Chevron to buy Anadarko for $33B in shale push

Shares of Anadarko Petroleum Corp., whose  logo appears above a  trading post at  the New York Stock Exchange on Friday, rose 32 percent after Chevron announced it would pay $33 billion to buy the rival oil company.
Shares of Anadarko Petroleum Corp., whose logo appears above a trading post at the New York Stock Exchange on Friday, rose 32 percent after Chevron announced it would pay $33 billion to buy the rival oil company.

HOUSTON -- Chevron positioned itself to become the dominant oil producer in the field that is driving the U.S. shale revolution when it said Friday that it was buying Anadarko Petroleum for $33 billion.
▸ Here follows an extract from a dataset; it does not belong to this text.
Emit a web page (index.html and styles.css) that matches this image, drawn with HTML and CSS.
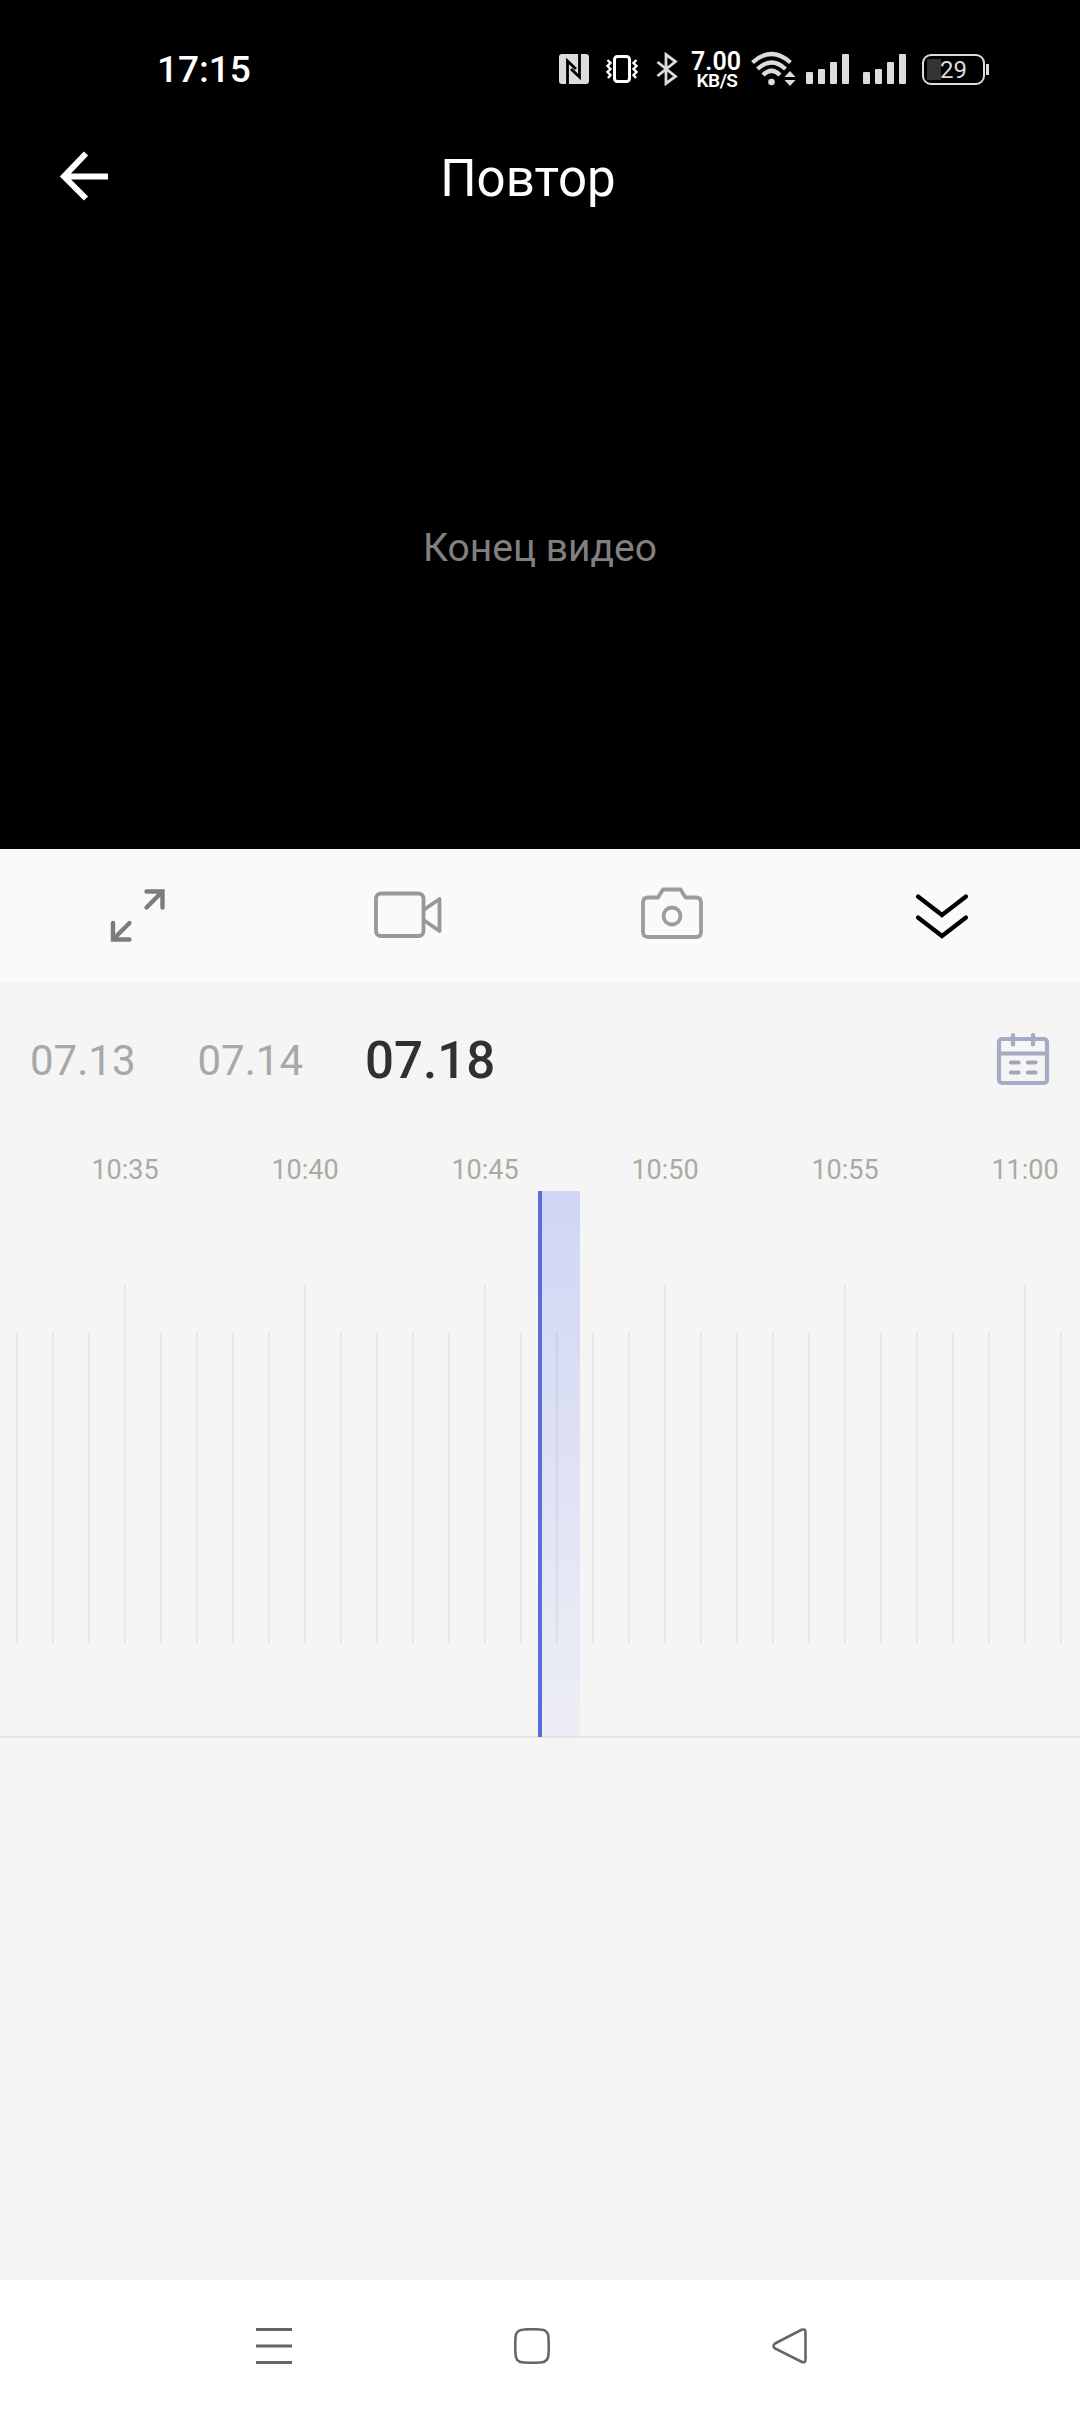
FILE: index.html
```html
<!DOCTYPE html>
<html lang="ru">
<head>
  <meta charset="UTF-8">
  <meta name="viewport" content="width=device-width, initial-scale=1.0">
  <title>Повтор</title>
  <link rel="stylesheet" href="styles.css">
</head>
<body>
  <div class="player">
    <div class="status">
      <div class="clock">17:15</div>
      <div class="status-icons">
        <svg class="nfc" width="30" height="30" viewBox="0 0 30 30">
          <rect width="30" height="30" rx="3" fill="#dcdcdc"/>
          <path d="M8.500 30V7L17 15M20.500 0V23L12 15" fill="none" stroke="#000" stroke-width="2.800"/>
        </svg>
        <svg class="vibrate" width="32" height="30" viewBox="0 0 32 30" fill="none" stroke="#fff">
          <rect x="8.500" y="2.500" width="15" height="25" rx="3" stroke-width="3"/>
          <path d="M1.500 6l3 3-3 3 3 3-3 3 3 3-2.500 3M30.500 6l-3 3 3 3-3 3 3 3-3 3 2.500 3" stroke-width="2.400"/>
        </svg>
        <svg class="bluetooth" width="22" height="34" viewBox="0 0 22 34" fill="none" stroke="#dcdcdc" stroke-width="2.800">
          <path d="M1.500 10L19.500 24.500 10 31.500V2.500L19.500 9.500 1.500 24"/>
        </svg>
        <div class="speed"><span class="rate">7.00</span><span class="unit">KB/S</span></div>
        <svg class="wifi" width="46" height="36" viewBox="0 0 46 36">
          <g fill="none" stroke="#dcdcdc" stroke-width="4.200">
            <path d="M1.500 11.500Q20.500-5.500 39.500 11.500"/>
            <path d="M6.500 18Q20.500 5 34.500 18"/>
            <path d="M12 24Q20.500 15.500 29 24"/>
          </g>
          <circle cx="20.500" cy="31" r="3.300" fill="#dcdcdc"/>
          <path d="M39 20l5.500 6h-11zM39 35l5.500-6h-11z" fill="#dcdcdc"/>
        </svg>
        <div class="signal"><i></i><i></i><i></i><i></i></div>
        <div class="signal"><i></i><i></i><i></i><i></i></div>
        <div class="battery">29</div>
        <div class="battery-tip"></div>
      </div>
    </div>
    <header class="header">
      <svg class="back" width="50" height="50" viewBox="0 0 50 50" fill="none" stroke="#fff" stroke-width="6">
        <path d="M27 2.500L5 25.500 27 47.500M5 25.500H49"/>
      </svg>
      <h1>Повтор</h1>
    </header>
    <div class="message">Конец видео</div>
  </div>

  <div class="toolbar">
    <svg class="expand" width="56" height="56" viewBox="0 0 56 56" fill="none" stroke="#7c7c7c" stroke-width="4.400" stroke-linecap="round">
      <path d="M36.500 4.500H52.500V20.500M52 5L36.500 20.500M3 36V52.500H19.500M3.500 52L19.500 36"/>
    </svg>
    <svg class="video" width="70" height="50" viewBox="0 0 70 50" fill="none" stroke="#989898" stroke-width="3.800" stroke-linejoin="round">
      <rect x="3" y="3.500" width="47.500" height="42.500" rx="5"/>
      <path d="M50.500 20L66.500 9V41L50.500 30"/>
    </svg>
    <svg class="camera" width="64" height="54" viewBox="0 0 64 54" fill="none" stroke="#9c9c9c" stroke-width="3.800" stroke-linejoin="round">
      <path d="M8 10.500H18L23 2.500H40.500L45.500 10.500H56Q61 10.500 61 15.500V45Q61 50 56 50H8Q3 50 3 45V15.500Q3 10.500 8 10.500Z"/>
      <circle cx="32" cy="29" r="8.500"/>
    </svg>
    <svg class="more" width="54" height="48" viewBox="0 0 54 48" fill="none" stroke="#000" stroke-width="4.200" stroke-linecap="round">
      <path d="M3 4.500L27 23 51 4.500M3 25.500L27 44 51 25.500"/>
    </svg>
  </div>

  <div class="dates">
    <span class="date">07.13</span>
    <span class="date">07.14</span>
    <span class="date active">07.18</span>
    <svg class="calendar" width="54" height="54" viewBox="0 0 54 54" fill="none" stroke="#a5aac5" stroke-width="4.200" stroke-linecap="round">
      <rect x="3" y="7" width="48" height="44" rx="3"/>
      <path d="M4 21.500H50M17 3V12.500M37 3V12.500"/>
      <path d="M15 30.500H22.500M32 30.500H39.500M15 40.500H22.500M32 40.500H39.500" stroke="#a2a5b5"/>
    </svg>
  </div>

  <div class="timeline">
    <div class="hours">
      <span>10:35</span><span>10:40</span><span>10:45</span><span>10:50</span><span>10:55</span><span>11:00</span>
    </div>
    <div class="ruler" id="ruler">
      <div class="record"></div>
    </div>
  </div>

  <div class="navbar">
    <svg class="menu" width="36" height="36" viewBox="0 0 36 36" stroke="#666" stroke-width="3">
      <path d="M0 1.500H36M0 18H36M0 34.500H36"/>
    </svg>
    <svg class="home" width="36" height="36" viewBox="0 0 36 36" fill="none" stroke="#666" stroke-width="2.600">
      <path d="M10 1.500Q18 1 26 1.500Q34.500 1.500 34.500 10Q35 18 34.500 26Q34.500 34.500 26 34.500Q18 35 10 34.500Q1.500 34.500 1.500 26Q1 18 1.500 10Q1.500 1.500 10 1.500Z"/>
    </svg>
    <svg class="prev" width="36" height="36" viewBox="0 0 36 36" fill="none" stroke="#666" stroke-width="2.600">
      <path d="M3 15.500L29.500 1.800Q33.500 .5 33.500 4V31.500Q33.500 35.500 29.500 33.700L3 20.500Q0 18 3 15.500Z"/>
    </svg>
  </div>

  <script>
    const ruler = document.getElementById("ruler");

    // One tick per minute, a longer one every five minutes
    for (let i = 0; i < 30; i++) {
      const tick = document.createElement("div");
      tick.className = i % 5 === 3 ? "tick major" : "tick";
      ruler.appendChild(tick);
    }
  </script>
</body>
</html>
```
FILE: styles.css
```css
* {
  box-sizing: border-box;
}
body {
  margin: 0;
  width: 1080px;
  height: 2412px;
  display: flex;
  flex-direction: column;
  background: #f5f5f5;
  font-family: Roboto, sans-serif;
  overflow: hidden;
}
svg {
  display: block;
  flex: none;
}
.player {
  height: 849px;
  background: #000;
  color: #fff;
}
.status {
  height: 140px;
  padding: 0 91px 0 157px;
  display: flex;
  justify-content: space-between;
}
.clock {
  padding-top: 48px;
  font-size: 37px;
  font-weight: 500;
  line-height: 44px;
}
.status-icons {
  display: flex;
  align-items: flex-start;
  padding-top: 51px;
}
.nfc {
  margin: 3px 17px 0 0;
}
.vibrate {
  margin: 3px 18px 0 0;
}
.bluetooth {
  margin: 1px 14px 0 0;
}
.speed {
  width: 48px;
  margin-right: 11px;
  display: flex;
  flex-direction: column;
  align-items: center;
  font-weight: 600;
}
.rate {
  font-size: 25px;
  line-height: 22px;
}
.unit {
  font-size: 19px;
  line-height: 16px;
  margin-left: 2px;
  letter-spacing: -0.5px;
}
.wifi {
  margin-right: 9px;
}
.signal {
  display: flex;
  align-items: flex-end;
  gap: 5px;
  height: 33px;
  margin-right: 14px;
}
.signal i {
  width: 7px;
  height: 12px;
  border-radius: 1px;
  background: #dcdcdc;
}
.signal i:nth-child(2) {
  height: 15px;
}
.signal i:nth-child(3) {
  height: 22px;
}
.signal i:nth-child(4) {
  height: 30px;
}
.battery {
  width: 63px;
  height: 31px;
  margin: 3px 1px 0 2px;
  border: 2px solid #dcdcdc;
  border-radius: 9px;
  background: linear-gradient(#333, #333) 3px 3px / 14px 21px no-repeat;
  color: #dcdcdc;
  font: 24px/28px Roboto, sans-serif;
  text-align: center;
}
.battery-tip {
  width: 3px;
  height: 11px;
  margin-top: 13px;
  background: #dcdcdc;
}
.header {
  height: 76px;
  display: flex;
  align-items: center;
  padding: 0 60px 0 59px;
}
.header h1 {
  flex: 1;
  margin: 2px 73px 0 0;
  font-size: 51px;
  font-weight: 400;
  line-height: 60px;
  text-align: center;
}
.back {
  margin-top: -5px;
}
.message {
  padding-top: 309px;
  color: #808080;
  font-size: 39px;
  line-height: 46px;
  text-align: center;
}
.toolbar {
  height: 133px;
  padding: 0 110px;
  display: flex;
  align-items: center;
  background: #fafafa;
}
.expand {
  margin-top: -2px;
}
.video {
  margin: -2px 0 0 207px;
}
.camera {
  margin: -4px 0 0 197px;
}
.more {
  margin-left: 211px;
}
.dates {
  height: 158px;
  padding: 0 30px;
  display: flex;
  align-items: center;
}
.date {
  margin-right: 62px;
  color: #a8a8a8;
  font-size: 42px;
  line-height: 50px;
}
.date.active {
  margin-right: 0;
  color: #303030;
  font-size: 51px;
  font-weight: 500;
}
.calendar {
  margin: -4px 0 0 auto;
}
.timeline {
  height: 1140px;
}
.hours {
  display: flex;
  height: 51px;
  padding-left: 35px;
  padding-top: 14px;
}
.hours span {
  flex: 0 0 180px;
  color: #aaaa9f;
  font-size: 27px;
  line-height: 32px;
  text-align: center;
}
.ruler {
  position: relative;
  display: flex;
  height: 547px;
  padding-left: 16px;
  border-bottom: 2px solid #e6e6e6;
}
.tick {
  flex: 0 0 36px;
  height: 311px;
  margin-top: 141px;
  border-left: 2px solid #e8e8e8;
}
.tick.major {
  height: 358px;
  margin-top: 94px;
}
/* recorded fragment, starts at the playhead */
.record {
  position: absolute;
  left: 538px;
  top: 0;
  width: 42px;
  height: 546px;
  border-left: 4px solid #5b6ddb;
  background: linear-gradient(rgba(91, 113, 238, 0.24), rgba(91, 113, 238, 0.05));
}
.navbar {
  height: 132px;
  padding: 48px 256px 0;
  display: flex;
  background: #fff;
}
.home {
  margin-left: 222px;
}
.prev {
  margin-left: 222px;
}
```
The acquisition is the largest takeover in the global oil industry in three years and signals that shale drilling, which was once dominated by small and nimble independent companies, has now become a battleground for oil giants. It also demonstrates that the largest oil companies believe that they can profitably drill in shale fields even when crude-oil prices are much lower than they were a decade ago.

In buying Anadarko, Chevron is picking up major oil and natural-gas projects in the Gulf of Mexico, Colorado, Mozambique, Algeria and Ghana. But most of all, it is building on its position in the Permian Basin of west Texas and New Mexico, which recently passed Saudi Arabia's Ghawar field as the world's most productive oil field.

More than a dozen oil and gas pipelines serving the Permian are expected to be completed by the middle of 2020, potentially increasing exports from the Gulf of Mexico region to 8 million barrels a day from 2 million barrels a day.

Anadarko and Chevron have a 75-mile stretch of contiguous acreage in the Permian, which should help the companies reduce production and transportation costs. About a third of total U.S. oil production comes from the basin, which is largely responsible for the production and export boom of recent years.

"This is a compelling transaction," Chevron's chief executive, Michael Wirth, told analysts. "We intend to accelerate activity in Anadarko's Permian acreage."

Chevron, which is based in San Ramon, Calif., is the world's 10th-largest company producing oil and gas, and Texas-based Anadarko ranks 41st, according to Rystad Energy, a consulting firm. Once the merger is completed by the end of the year, Chevron will climb to seventh place, vaulting ahead of Royal Dutch Shell and BP. It will still trail Exxon Mobil, Saudi Aramco and four other national oil companies.

Anadarko's Permian assets are among the most lucrative in the United States. The company has identified 10,000 drilling locations on its acreage, according to a recent Morningstar report.

Per Magnus Nysveen, who heads research at Rystad, said the deal would help Chevron emerge "as the clear leader among all Permian players, both in terms of production growth and as a cost leader." He estimated that by 2025, the merged companies would produce as much as 1.6 million barrels of oil a day in the Permian alone -- more than the total current production of Algeria, a leading member of OPEC.

The acquisition continues a trend toward more concentration of Permian production in the hands of giant oil companies, which in recent years had fallen behind dozens of smaller and more nimble independents like Anadarko.

Over the past four years, the annual capital investment in the Permian by the three big oil companies -- Chevron, Exxon Mobil and Shell -- climbed to more than $8 billion from less than $2 billion, according to IHS Markit, the energy consultancy. Adding BP, which gained a foothold in the Permian last year, the oil giants are expected to invest more than $10 billion in that field this year.

The Permian produces roughly 4 million barrels of oil a day, slightly more than Ghawar. Saudi Aramco recently revealed in documents released as part of a bond sale that the daily production from that field was smaller than many people in the industry had estimated.

IHS Markit predicts Permian production will climb to 5.4 million barrels a day in 2023, more than any OPEC member with the exception of Saudi Arabia.

In addition to the Permian, Anadarko has been a leader in discovering and developing natural gas in Mozambique. Chevron engineers reviewed Anadarko's project, and executives say they will keep Anadarko personnel there.

Chevron and Anadarko also have large stakes in deep-water projects in the Gulf of Mexico that are close to one another. And the two companies have worked together on some projects there.

"The deal plays to Chevron's strengths," said Roy Martin, a senior analyst at Wood Mackenzie, a consulting firm. "It diversifies their growth options."

Chevron said it would pay $65 in cash and stock for each Anadarko share, a 39 percent premium over Thursday's closing price. The deal is the largest in the energy industry since Shell's acquisition of BG Group, the Britain-based oil and gas producer, for about $50 billion in 2016.

After the deal is completed, Chevron said it planned to sell more than $15 billion in assets by 2022, to reduce debt and return cash to shareholders.

Chevron's share price declined by nearly 5 percent on Friday while Anadarko shares soared 32 percent.